Last year I didn't really have a sense of community. It was just me and the kids, and if you read my blog last year, you know how that went. While there were many moments in AP when things went right, there were many, many, many moments when things went wrong with my American Lit class. In those times, I didn't really have a place to turn except to those good moments. Each day I felt myself becoming more and more introverted because I was so angry, so depressed, so bitter. Who would want to be around me? I think I could have had more of a community in some of the teachers, but I punished myself because I felt I didn't deserve it.

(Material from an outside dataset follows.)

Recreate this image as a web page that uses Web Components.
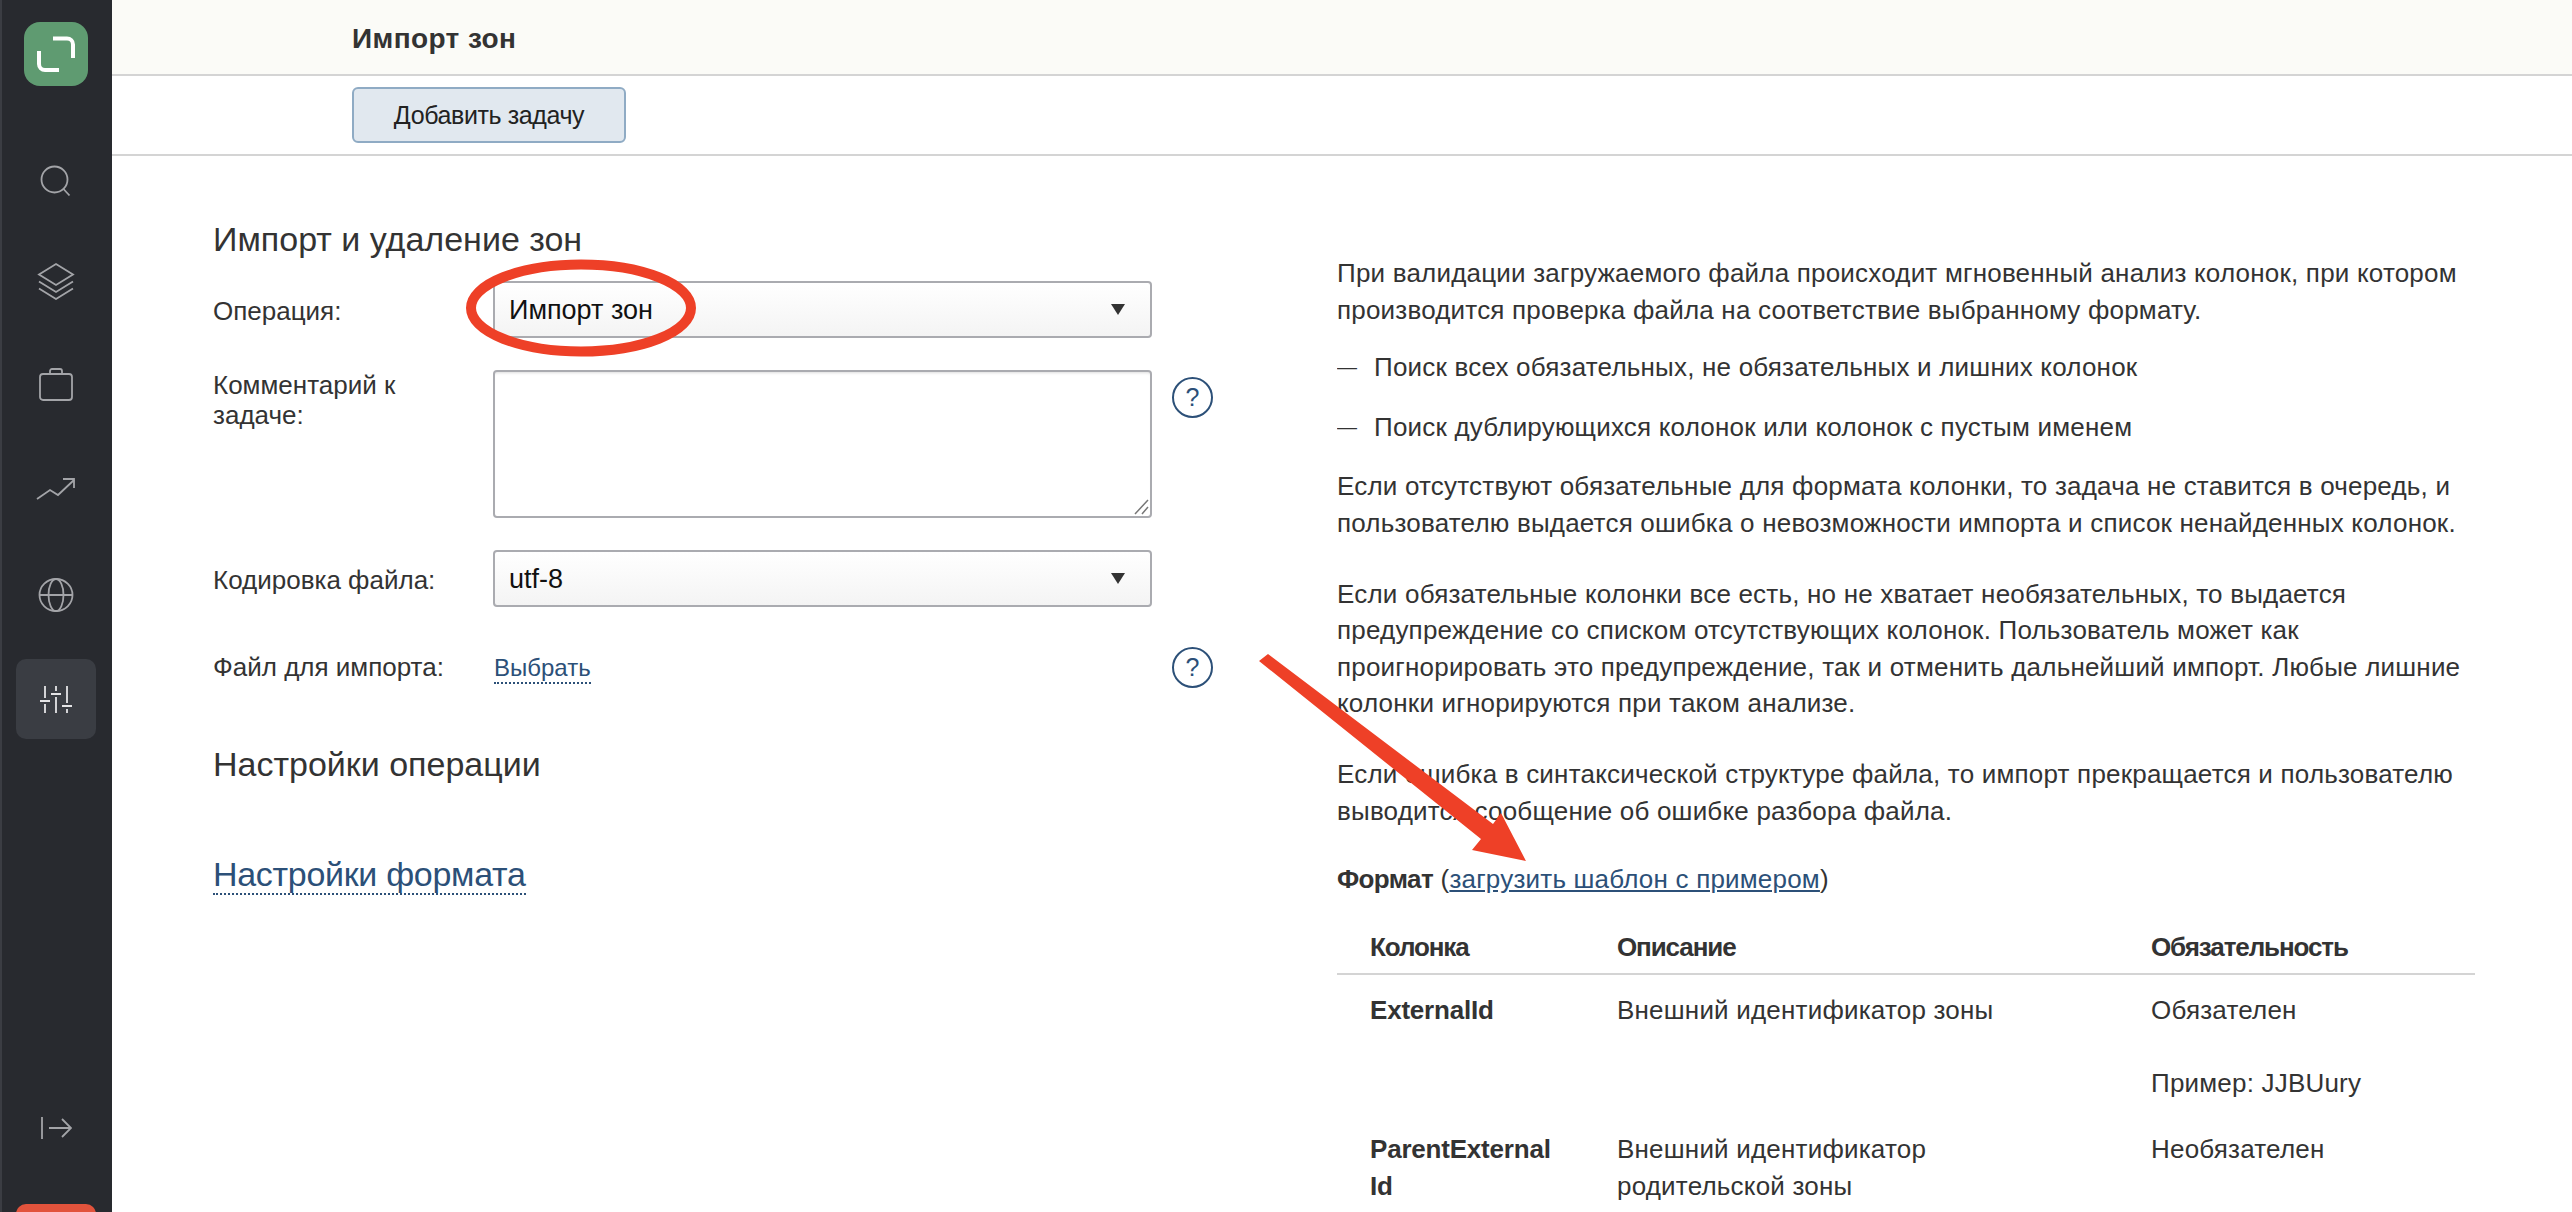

This year, I have a community. The new teachers don't know me, so I can be who I want to be. So I can have a second chance. Slowly at first, my guard dissipated. I answered their questions, tried to appease their fears. But their vulnerability became mine. I talked about who I was, and when the year started, I made a conscious decision to continue to talk about it rather than act on it. 

The first-year teachers don't know any different, so of course they're full of hope about what this year can be. I have hope about the teachers they are becoming. Wanting to be a good role model, I am trying to be a better teacher for them. But their hope has become my hope. Now I just want to be a better teacher. 

This community I've found is soul-enhancing. We have lunch with each other every day, even if that lunch is just ten minutes. Some days we grade together, brining our stacks of papers to one room. We have happy hour together. We come to one another for help or advice. We hug each other. We laugh together. We cry together. We carpool together. Each interaction repairs an old wound or prevents a new one from developing. 

They are my adult tape recorder, sharing and allowing me to connect, and my adult Holly Hobby, listening and being present.